This blog post was originally published under the same name in the Toronto Star on Saturday August 16th, 2014. Click here to go to the original article.
As one columnist recently put it, the suburbs can be a “snooze fest” for the younger generation. Echo boomers, loosely defined as those between the ages of 16 and 34 and the fastest-growing demographic in Toronto, are choosing urban over suburban and are forgoing a driver’s licence in favour of walking, cycling and transit. Our data confirms this trend in Toronto.
There are many differing reasons why, including the high cost of driving, greater awareness of environmental impacts, a rejection of the quality of life, costs and sacrifices that accompany a long commute, and importantly, it is increasingly possible to live without a car.
To do so, they are also choosing to live in neighbourhoods different from the ones in which they were raised. They want the food, culture, people, job choice and activities that come with a neighbourhood that thrives on diversity. And they want to be in active places where a lot is happening just steps from home.
Given that the downtown is growing at four times the rate of the rest of the city, it is fair to say that this demographic is driving a gravitational shift in economic growth. Large employers like Coke and Google are moving to the core as they clamour to be near this future workforce.
Part of the appeal of the downtown is that it represents our most mature “complete community,” defined in our official plan as places where it is possible to live and work, and/or undertake the activities of daily life within walking distance or a short transit ride from home. Some would argue that downtown is in fact creaking under the strain. I don’t disagree, and this is where a “complete community” lens becomes useful in assessing how to plan moving forward.
While there are ways that the downtown needs to become more complete (more park space!), a clear opportunity for our city are those places where there is primarily one use (residential), catering to one housing type (single family homeowners) that have been designed for residents to move around in one way (driving).
Here is why.
Complete communities provide options for getting around both your neighbourhood and the city. You don’t need to drive or even own a car in a complete community, and it is possible to have a high quality of life without one. The downtown currently bears this out: 41 per cent of downtown residents are likely to walk or cycle to work while 34 per cent take transit.
In contrast to more contemporary suburbs, which have been designed for getting around in a car, complete communities cater to pedestrians and are supported by exceptional public transit. They are great places to walk and cycle, not just for recreation but as a form of transportation. In these communities, you can walk to do your groceries, go to school, get your hair cut or undertake everyday tasks. Transit is frequent and abundant for longer trips. They are ideal places for car share services, since using a car is one of a handful of movement options.

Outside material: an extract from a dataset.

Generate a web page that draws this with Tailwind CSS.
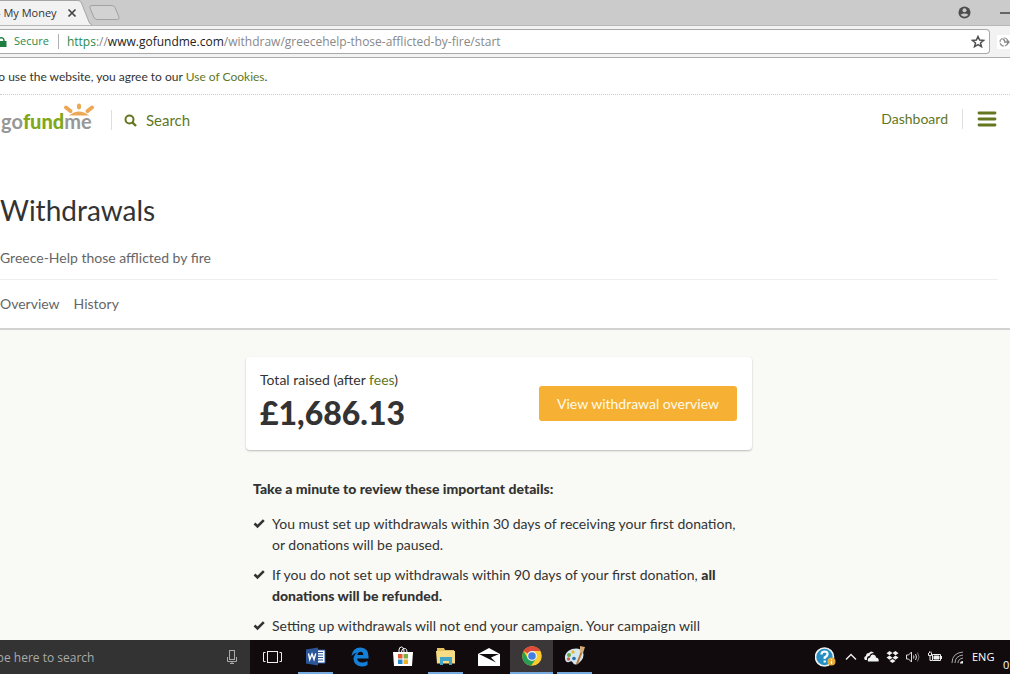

Why do these options work in complete communities, but not elsewhere? Complete communities are planned and designed with a mix of uses, combined or in proximity. At higher densities that make local retail and services viable, the “nearness” of many uses makes walking pleasant, and makes it more likely that you will know your neighbours. Pedestrians are expected and they are treated as a priority.
Complete communities also provide a range of housing options that accommodate a range of incomes and household types for all stages of life. For example, in the downtown, 40 per cent of condos are rented, whereas 60 per cent are owner occupied. There is almost an even split between condos and non-condos (houses, co-ops and rental apartments). This housing variety allows aging in place.
This is the emerging opportunity of infill development in our suburbs: to add more housing types to increase choice. The Humbertown development in Etobicoke will add a significant pedestrian destination with shops and public spaces for the surrounding suburbs, while also adding seniors housing and a diversity of new unit types in an area that can support growth. Regent Park, the West Don Lands and East Bayfront are more urban examples that will also deliver on the quality of life promise of walkable neighbourhoods.
By planning the city so that we can choose and organize our lives to travel less, we can offer an alternative to long commutes. Some will continue to choose the long commute because it is linked to a larger house on a larger lot, or because a house is preferred to a condo or to be in a desired community.
But by seeking to build complete communities, we ensure that we are increasing choice and not consigning another generation of Torontonians to the long commutes we have all come to abhor.